* **Problem to work on**
Look through the listing below and report how many lines contain "this", as a bare number.

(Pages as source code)
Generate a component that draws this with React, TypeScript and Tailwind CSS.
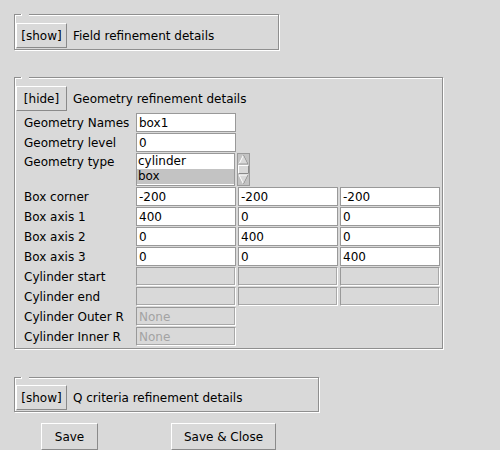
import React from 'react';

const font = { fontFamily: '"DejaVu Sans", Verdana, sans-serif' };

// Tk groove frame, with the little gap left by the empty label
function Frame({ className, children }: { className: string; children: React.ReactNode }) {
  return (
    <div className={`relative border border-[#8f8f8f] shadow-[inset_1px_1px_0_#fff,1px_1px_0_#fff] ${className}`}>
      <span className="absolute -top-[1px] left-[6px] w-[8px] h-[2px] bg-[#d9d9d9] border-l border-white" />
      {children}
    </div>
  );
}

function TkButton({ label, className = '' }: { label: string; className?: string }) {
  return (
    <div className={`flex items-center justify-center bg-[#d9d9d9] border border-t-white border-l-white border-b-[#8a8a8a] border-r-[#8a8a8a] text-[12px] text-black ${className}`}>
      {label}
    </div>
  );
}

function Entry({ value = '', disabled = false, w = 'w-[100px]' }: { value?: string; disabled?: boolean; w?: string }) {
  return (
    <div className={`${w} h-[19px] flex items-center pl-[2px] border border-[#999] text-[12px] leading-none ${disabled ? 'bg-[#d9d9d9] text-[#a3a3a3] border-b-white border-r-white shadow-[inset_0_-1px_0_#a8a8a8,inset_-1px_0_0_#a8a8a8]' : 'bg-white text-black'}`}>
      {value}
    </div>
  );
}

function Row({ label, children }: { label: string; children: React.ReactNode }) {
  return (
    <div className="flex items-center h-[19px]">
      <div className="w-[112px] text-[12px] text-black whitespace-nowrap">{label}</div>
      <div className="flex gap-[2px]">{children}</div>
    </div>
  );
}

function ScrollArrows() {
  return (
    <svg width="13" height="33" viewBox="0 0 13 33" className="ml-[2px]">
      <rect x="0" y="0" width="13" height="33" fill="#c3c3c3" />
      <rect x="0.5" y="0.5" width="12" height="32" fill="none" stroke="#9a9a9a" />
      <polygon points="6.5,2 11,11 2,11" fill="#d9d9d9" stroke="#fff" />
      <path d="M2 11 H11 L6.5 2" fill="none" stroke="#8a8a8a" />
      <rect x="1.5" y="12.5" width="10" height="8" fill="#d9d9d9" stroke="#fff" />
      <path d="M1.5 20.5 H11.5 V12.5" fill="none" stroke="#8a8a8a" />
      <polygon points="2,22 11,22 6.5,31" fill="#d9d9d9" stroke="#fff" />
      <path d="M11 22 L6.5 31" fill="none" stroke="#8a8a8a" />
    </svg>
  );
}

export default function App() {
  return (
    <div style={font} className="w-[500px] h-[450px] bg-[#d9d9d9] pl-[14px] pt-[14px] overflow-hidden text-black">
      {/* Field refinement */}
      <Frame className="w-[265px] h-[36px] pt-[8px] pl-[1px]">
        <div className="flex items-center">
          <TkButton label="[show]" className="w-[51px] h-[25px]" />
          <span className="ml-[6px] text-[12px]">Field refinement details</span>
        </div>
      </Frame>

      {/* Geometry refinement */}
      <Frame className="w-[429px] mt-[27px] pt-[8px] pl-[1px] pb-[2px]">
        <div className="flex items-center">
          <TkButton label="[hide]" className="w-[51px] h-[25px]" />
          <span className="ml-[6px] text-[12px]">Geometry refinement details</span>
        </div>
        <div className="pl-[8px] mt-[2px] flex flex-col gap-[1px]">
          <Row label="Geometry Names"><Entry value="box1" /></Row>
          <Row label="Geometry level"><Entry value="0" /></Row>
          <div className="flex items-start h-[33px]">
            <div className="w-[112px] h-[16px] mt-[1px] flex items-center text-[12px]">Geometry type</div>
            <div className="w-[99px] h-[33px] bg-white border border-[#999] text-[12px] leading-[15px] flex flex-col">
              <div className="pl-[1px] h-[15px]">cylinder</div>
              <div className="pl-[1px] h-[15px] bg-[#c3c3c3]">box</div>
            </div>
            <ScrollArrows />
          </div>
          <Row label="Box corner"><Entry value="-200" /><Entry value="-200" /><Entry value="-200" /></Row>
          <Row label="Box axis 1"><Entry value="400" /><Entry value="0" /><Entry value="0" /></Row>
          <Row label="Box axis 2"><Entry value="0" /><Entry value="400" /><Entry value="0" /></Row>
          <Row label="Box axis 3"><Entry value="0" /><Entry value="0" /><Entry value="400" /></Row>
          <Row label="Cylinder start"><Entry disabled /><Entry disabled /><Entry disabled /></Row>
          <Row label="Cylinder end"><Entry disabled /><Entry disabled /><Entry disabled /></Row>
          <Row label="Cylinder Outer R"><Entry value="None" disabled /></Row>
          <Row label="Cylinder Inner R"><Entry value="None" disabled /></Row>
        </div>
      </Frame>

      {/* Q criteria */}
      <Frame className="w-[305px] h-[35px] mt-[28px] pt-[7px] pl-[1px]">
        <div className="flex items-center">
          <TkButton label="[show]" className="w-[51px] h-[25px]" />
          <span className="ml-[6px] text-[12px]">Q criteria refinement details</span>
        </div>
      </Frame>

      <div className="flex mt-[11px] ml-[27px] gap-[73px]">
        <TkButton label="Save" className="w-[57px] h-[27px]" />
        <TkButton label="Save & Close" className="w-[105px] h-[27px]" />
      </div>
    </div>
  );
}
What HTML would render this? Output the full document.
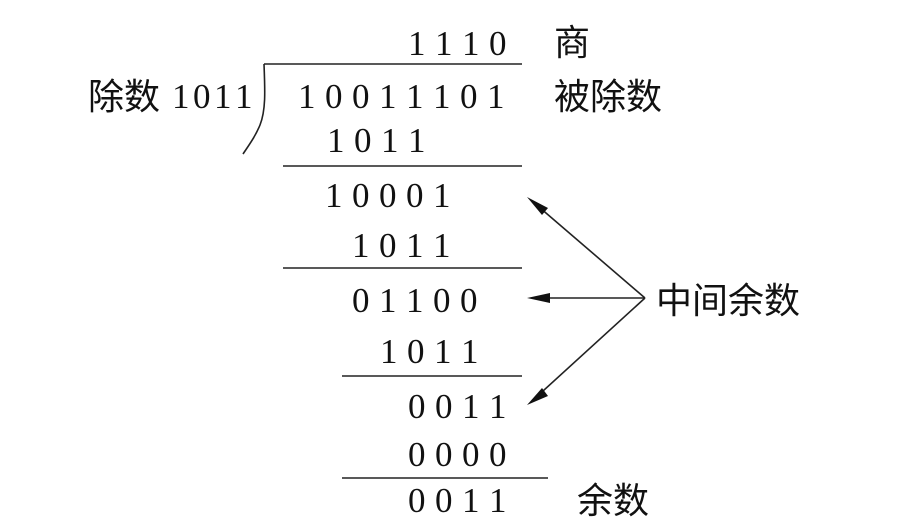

* **Worked answer**
2